What was not addressed by the Technical Corrections
The Technical Corrections do not amend the most vexing aspect of the Final Regulations -- the attribution requirement for foreign withholding taxes on royalties, which requires that the royalties be sourced based on the place of use, or the right to use, the intangible property. Unless the foreign withholding tax qualifies as a creditable foreign tax under a treaty to which the United States is a party, the attribution requirement would make many previously creditable foreign withholding taxes on royalties no longer creditable because few countries source royalties based on place of use. We outlined our concerns regarding this requirement in Final FTC Regulations Cause Double Taxation – Burden(s) Fall on Taxpayers.
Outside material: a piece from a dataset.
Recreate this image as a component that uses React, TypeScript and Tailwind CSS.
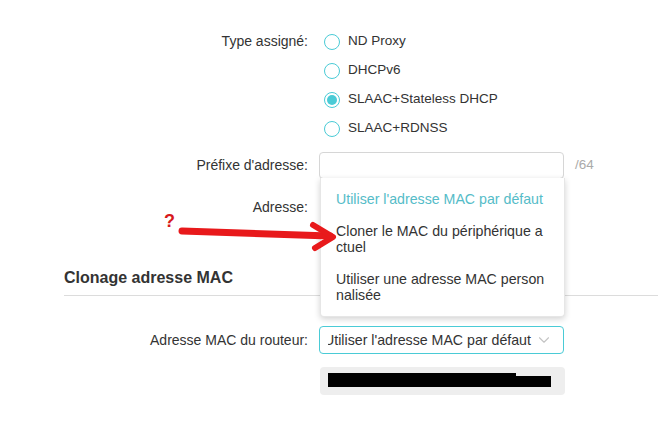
import React from 'react';
import { ChevronDown } from 'lucide-react';

const radioOptions = [
  { label: 'ND Proxy', checked: false },
  { label: 'DHCPv6', checked: false },
  { label: 'SLAAC+Stateless DHCP', checked: true },
  { label: 'SLAAC+RDNSS', checked: false },
];

const Radio = ({ checked }: { checked: boolean }) => (
  <span className="ml-[5px] flex h-[16px] w-[16px] items-center justify-center rounded-full border-[1.5px] border-[#4acbd6] bg-white">
    {checked && <span className="h-[10px] w-[10px] rounded-full bg-[#4acbd6]" />}
  </span>
);

const Label = ({ children }: { children: React.ReactNode }) => (
  <div className="w-[309px] shrink-0 pr-[1px] text-right text-[14px] text-[#333]">{children}</div>
);

export default function App() {
  return (
    <div className="relative h-[424px] w-[658px] overflow-hidden bg-white font-['Liberation_Sans',Arial,sans-serif] text-[#333]">
      <div className="pt-[27px]">
        {/* Type assigné */}
        <div className="flex items-start">
          <Label>
            <div className="flex h-[29px] items-center justify-end">Type assigné:</div>
          </Label>
          <div className="ml-[10px] flex flex-col">
            {radioOptions.map((opt) => (
              <div key={opt.label} className="flex h-[29px] items-center">
                <Radio checked={opt.checked} />
                <span className="ml-[8px] text-[13.5px] text-[#333]">{opt.label}</span>
              </div>
            ))}
          </div>
        </div>

        {/* Préfixe */}
        <div className="mt-[9px] flex items-center">
          <Label>Préfixe d'adresse:</Label>
          <div className="ml-[10px] h-[27px] w-[245px] rounded-[4px] border border-[#d6d6d6] bg-white" />
          <span className="ml-[11px] text-[13.5px] text-[#aaa]">/64</span>
        </div>

        {/* Adresse */}
        <div className="mt-[14px] flex h-[28px] items-center">
          <Label>Adresse:</Label>
        </div>

        {/* Clonage adresse MAC */}
        <div className="ml-[64px] mt-[47px] border-b border-[#dcdcdc] pb-[7px]">
          <h2 className="text-[16px] leading-[20px] font-bold text-[#333]">Clonage adresse MAC</h2>
        </div>

        <div className="mt-[30px] flex items-center">
          <Label>Adresse MAC du routeur:</Label>
          <div className="ml-[10px] flex h-[28px] w-[245px] items-center rounded-[4px] border border-[#4acbd6] bg-white pr-[10px]">
            <div className="ml-[8px] flex-1 overflow-hidden whitespace-nowrap">
              <span className="ml-[-4px] text-[14.2px] text-[#333]">Utiliser l'adresse MAC par défaut</span>
            </div>
            <ChevronDown size={18} strokeWidth={1.5} className="text-[#c4c4c4]" />
          </div>
        </div>

        <div className="mt-[13px] flex items-center">
          <div className="w-[309px] shrink-0" />
          <div className="ml-[11px] flex h-[28px] w-[245px] items-start rounded-[4px] bg-[#eeeeee] pl-[8px] pt-[6px]">
            <div className="h-[14px] w-[188px] bg-black" />
            <div className="mt-[3px] h-[11px] w-[35px] bg-black" />
          </div>
        </div>
      </div>

      {/* Dropdown menu */}
      <div className="absolute left-[320px] top-[178px] w-[245px] rounded-b-[4px] border border-t-0 border-[#e6e6e6] bg-white py-[5px] text-[14.2px] leading-[16px] shadow-[0_2px_6px_rgba(0,0,0,0.18)]">
        <div className="px-[15px] py-[8px] text-[#55bcc8]">Utiliser l'adresse MAC par défaut</div>
        <div className="px-[15px] py-[8px] text-[#333]">
          Cloner le MAC du périphérique a
          <br />
          ctuel
        </div>
        <div className="px-[15px] py-[8px] text-[#333]">
          Utiliser une adresse MAC person
          <br />
          nalisée
        </div>
      </div>

      {/* Annotation */}
      <span className="absolute left-[164px] top-[211px] text-[18px] font-bold leading-[20px] text-[#d7191c]">?</span>
      <svg className="absolute left-0 top-0" width="658" height="424" viewBox="0 0 658 424">
        <line x1="182" y1="231" x2="330" y2="236" stroke="#e8191b" strokeWidth="7" strokeLinecap="round" />
        <polyline
          points="313,225 333,237 315,248"
          fill="none"
          stroke="#e8191b"
          strokeWidth="6"
          strokeLinecap="round"
          strokeLinejoin="round"
        />
      </svg>
    </div>
  );
}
Treasury officials have announced that a safe harbor for royalty withholding taxes is forthcoming in the form of a proposed regulation, though the specifics of the safe harbor have not been made public. Andrew Velarde, Treasury Likely to Issue FTC Regs’ Royalty Withholding Carveout, Tax Notes Today (May 23, 2022). By signaling that the change would be made through a proposed regulation, Treasury likely views the safe harbor as a substantive change that it would not have been able to make through the Technical Corrections.